Department of Physiology, University of Tuebingen, Tuebingen Corresponding Author
Prof. Dr. Florian Lang
Physiologisches Institut, der Universität Tübingen
Gmelinstr. 5, D-72076 Tübingen (Germany)
Tel. +49 7071 29 72194, Fax +49 7071 29 5618
Sunitinib, a multikinase inhibitor, stimulates apoptosis and is thus utilized for the treatment of malignancy. Even though lacking mitochondria and nuclei, critical elements in apoptosis of nucleated cells, erythrocytes may undergo eryptosis, an apoptosis-like suicidal death, characterized by cell shrinkage and cell membrane scrambling with phosphatidylserineexposure at the cell surface. Triggers of eryptosis include activation of Ca2+ permeable cation channels with subsequent increase of cytosolic Ca2+-activity ([Ca2+]i), ceramide formation, ATP-depletion, stimulation of p38 kinase and caspase activation. The present study explored, whether sunitinib stimulates eryptosis. [Ca2+]i was estimated from Fluo-3-fluorescence, cell volume from forward scatter, phosphatidylserine-exposure from annexin-V-binding, hemolysis from hemoglobin release, ceramide abundance from anti-ceramide antibody binding, and cytosolic ATP from luciferin–luciferase activity.

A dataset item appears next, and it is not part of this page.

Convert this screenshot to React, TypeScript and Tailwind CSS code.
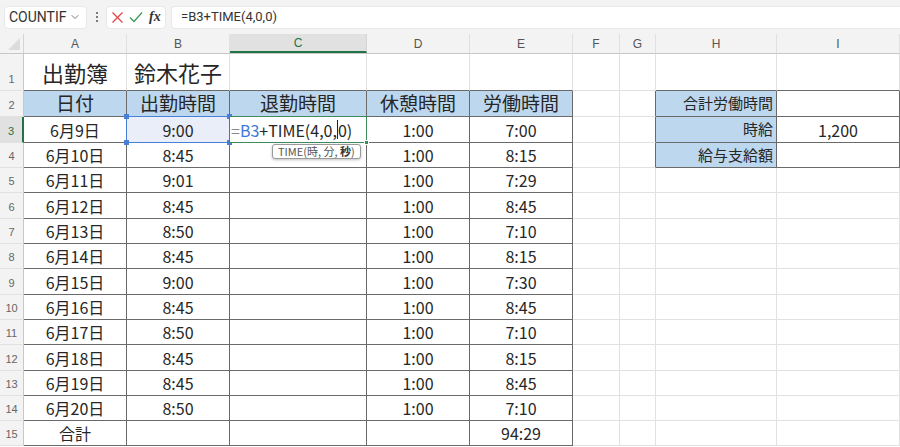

A 48 h exposure to sunitinib (10 µM) significantly decreased forward scatter and increased annexin-V-binding, effects paralleled by significant increase of [Ca2+]i. Sunitinib exposure was followed by a slight but significant increase of hemolysis. Sunitinib induced annexin-V-binding was slightly, but significantly blunted by removal of extracellular Ca2+, by p38 kinase inhibitor SB203580 (10 µM) and by the pancaspase inhibitor zVAD (10 µM). Sunitinib, however, did not significantly modify cytosolic ATP and ceramide abundance. The present observations reveal that sunitinib is able to trigger suicidal death in erythrocytes even in the absence of nuclei and mitochondria.